Die schönste Zeit im Jahr
Ein besonderer Tipp für wunderschöne, weihnachtliche Klänge ist Sandras selbst-
geschriebenes Lied „Weihnacht’n für mi“, auf dem Klavier von Gudrun begleitet (zu hören: www. Seiwald-Topf.at) Sandra singt darin ihre Botschaft für Weihnachten, nämlich dass dieses Gefühl der Liebe nicht nur am 24. Dezember spürbar ist, sondern in vielen kleinen und großen Momenten während des Jahres. „Für mich ist Weihnachten, wenn ich meine Familie, meine Nichten und meinen Neffen wiedertreffe, mit ihnen gemeinsam gemütlich zusammensitze, mich das erste Mal verliebe oder mich auf einer Hochzeit mit der Braut und dem Bräutigam mitfreue,“ sagt Sandra glücklich.
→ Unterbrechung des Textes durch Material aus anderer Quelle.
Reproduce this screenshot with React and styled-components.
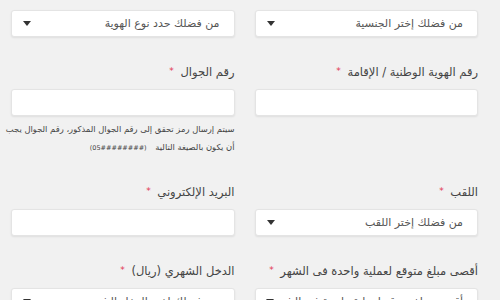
import styled, { createGlobalStyle } from "styled-components";

const GlobalStyle = createGlobalStyle`
  html, body {
    margin: 0;
    padding: 0;
    background: #f1f1f1;
  }
  body {
    font-family: "DejaVu Sans", "Noto Sans", sans-serif;
    overflow: hidden;
  }
`;

const Form = styled.div`
  direction: rtl;
  padding: 10px 22px 0 11px;
  display: flex;
  flex-direction: column;
  gap: 24px;
`;

const Row = styled.div`
  display: grid;
  grid-template-columns: minmax(0, 1fr) minmax(0, 1fr);
  column-gap: 20px;
  align-items: start;
`;

const Field = styled.div`
  display: flex;
  flex-direction: column;
  min-width: 0;
`;

const Label = styled.label`
  font-size: 11.5px;
  line-height: 20px;
  color: #444;
  margin-bottom: 7px;
  white-space: nowrap;
`;

const Star = styled.span`
  color: #e2344f;
  font-size: 9px;
  vertical-align: 2px;
  margin-right: 3px;
`;

const Box = styled.div`
  box-sizing: border-box;
  height: 27px;
  background: #fff;
  border: 1px solid #e4e4e4;
  border-radius: 3px;
  box-shadow: 0 1px 2px rgba(0, 0, 0, 0.08);
`;

const Select = styled(Box)`
  display: flex;
  align-items: center;
  justify-content: space-between;
  padding: 0 14px 0 11px;
  font-size: 11px;
  color: #555;
  white-space: nowrap;
  overflow: hidden;
`;

const Caret = styled.span`
  flex: none;
  width: 0;
  height: 0;
  border-left: 4.5px solid transparent;
  border-right: 4.5px solid transparent;
  border-top: 5px solid #333;
`;

const Help = styled.p`
  margin: 4px 0 0;
  font-size: 8.4px;
  line-height: 18px;
  color: #444;
  white-space: nowrap;
`;

const Format = styled.span`
  direction: ltr;
  unicode-bidi: isolate;
  font-size: 6.5px;
  margin-right: 6px;
`;

const Req = () => <Star>*</Star>;

const Dropdown = ({ text }) => (
  <Select>
    <span>{text}</span>
    <Caret />
  </Select>
);

const App = () => (
  <>
    <GlobalStyle />
    <Form>
      <Row>
        <Field>
          <Dropdown text="من فضلك إختر الجنسية" />
        </Field>
        <Field>
          <Dropdown text="من فضلك حدد نوع الهوية" />
        </Field>
      </Row>
      <Row>
        <Field>
          <Label>
            رقم الهوية الوطنية / الإقامة <Req />
          </Label>
          <Box />
        </Field>
        <Field>
          <Label>
            رقم الجوال <Req />
          </Label>
          <Box />
          <Help>
            سيتم إرسال رمز تحقق إلى رقم الجوال المذكور، رقم الجوال يجب
            <br />
            أن يكون بالصيغة التالية <Format>(05########)</Format>
          </Help>
        </Field>
      </Row>
      <Row>
        <Field>
          <Label>
            اللقب <Req />
          </Label>
          <Dropdown text="من فضلك إختر اللقب" />
        </Field>
        <Field>
          <Label>
            البريد الإلكتروني <Req />
          </Label>
          <Box />
        </Field>
      </Row>
      <Row>
        <Field>
          <Label>
            أقصى مبلغ متوقع لعملية واحدة فى الشهر <Req />
          </Label>
          <Dropdown text="أقصى مبلغ متوقع لعملية واحدة في الشهر" />
        </Field>
        <Field>
          <Label>
            الدخل الشهري (ريال) <Req />
          </Label>
          <Dropdown text="من فضلك إختر الدخل الشهري" />
        </Field>
      </Row>
    </Form>
  </>
);

export default App;
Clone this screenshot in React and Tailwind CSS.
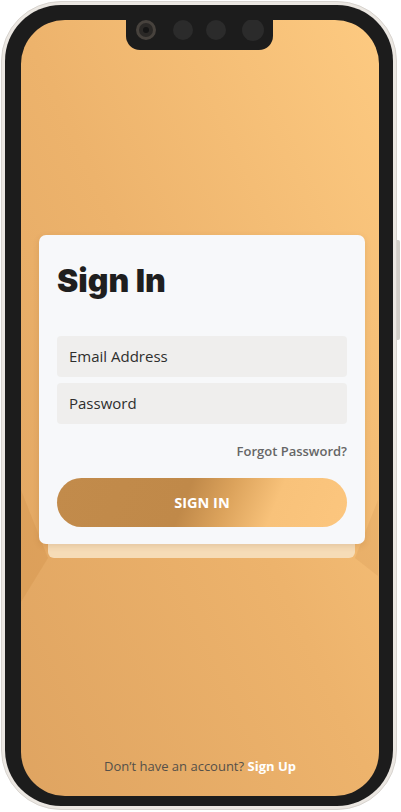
import React from 'react';

const Notch = () => (
  <div className="absolute top-0 left-[105px] w-[147px] h-[30px] rounded-b-[14px] bg-[#1c1c1c] flex items-start pl-[10px] pt-0">
    <div className="w-[20px] h-[20px] rounded-full bg-[#2a2826] border-[3px] border-[#47423d] flex items-center justify-center">
      <div className="w-[6px] h-[6px] rounded-full bg-[#151515]" />
    </div>
    <div className="ml-[17px] w-[20px] h-[20px] rounded-full bg-[#2b2b2b]" />
    <div className="ml-[13px] w-[20px] h-[20px] rounded-full bg-[#2b2b2b]" />
    <div className="ml-[16px] -mt-[1px] w-[22px] h-[22px] rounded-full bg-[#2b2b2b]" />
  </div>
);

const App = () => {
  return (
    <div className="w-[401px] h-[812px] bg-white relative" style={{ fontFamily: '"Open Sans", "Liberation Sans", sans-serif' }}>
      {/* side button */}
      <div className="absolute left-[396px] top-[240px] w-[4px] h-[100px] rounded-r-[2px] bg-[#d3cfca]" />

      <div className="absolute left-[1px] top-[1px] w-[396px] h-[809px] rounded-[60px] bg-[#ebe7e2] border border-[#d8d4cf] p-[3px]">
        <div className="w-full h-full rounded-[56px] bg-[#1c1c1c] pl-[16px] pr-[14px] pt-[15px] pb-[10px]">
          <div className="relative w-full h-full rounded-[44px] overflow-hidden flex flex-col bg-linear-to-bl from-[#fdca81] via-[#edb36c] to-[#dfa461]">
            {/* soft diagonal shapes under the card */}
            <svg className="absolute inset-0" width="357" height="773" viewBox="0 0 357 773">
              <polygon points="0,470 27,538 0,582" fill="#b8742e" fillOpacity="0.16" />
              <polygon points="357,480 334,538 357,556" fill="#b8742e" fillOpacity="0.12" />
            </svg>

            <Notch />

            <div className="relative mt-[215px] ml-[18px] w-[326px]">
              <div className="absolute left-[9px] right-[10px] top-[20px] bottom-[-14px] rounded-[6px] bg-[#f6dcb7]" />
              <div className="relative rounded-[7px] bg-[#f7f8fa] px-[18px] pt-[26px] pb-[17px] shadow-[0_2px_6px_rgba(120,70,20,0.15)]">
                <h1 className="text-[32px] leading-[40px] font-black text-[#1f1f1f]" style={{ fontFamily: 'Inter, "Liberation Sans", sans-serif' }}>
                  Sign In
                </h1>
                <div className="mt-[35px] flex flex-col gap-[6px]">
                  <div className="h-[41px] rounded-[4px] bg-[#efeeed] flex items-center px-[12px] text-[15px] text-[#2e2e2e]">
                    Email Address
                  </div>
                  <div className="h-[41px] rounded-[4px] bg-[#efeeed] flex items-center px-[12px] text-[15px] text-[#2e2e2e]">
                    Password
                  </div>
                </div>
                <div className="mt-[18px] text-right text-[13px] leading-[18px] font-semibold text-[#666666]">
                  Forgot Password?
                </div>
                <button className="mt-[18px] w-full h-[49px] rounded-full text-white text-[14.5px] font-bold bg-[linear-gradient(112deg,#c28b4b_0%,#c08949_44%,#dca35c_58%,#f8c27a_74%,#fcc67e_100%)]">
                  SIGN IN
                </button>
              </div>
            </div>

            <div className="mt-auto mb-[20px] text-center text-[13px] leading-[20px] text-[#555049]">
              Don’t have an account? <span className="font-bold text-white">Sign Up</span>
            </div>
          </div>
        </div>
      </div>
    </div>
  );
};

export default App;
Für jeden sind diese Momente etwas ganz individuelles, und das ist das Schöne daran – wichtig ist nur, dass man sich auch während des Jahres darauf besinnt. Von Sandra können wir uns auf jeden Fall eine dicke Scheibe abschneiden und wir wünschen ihr auch im kommenden Jahr von Herzen alles Gute bei all ihren weiteren Vorhaben und Plänen!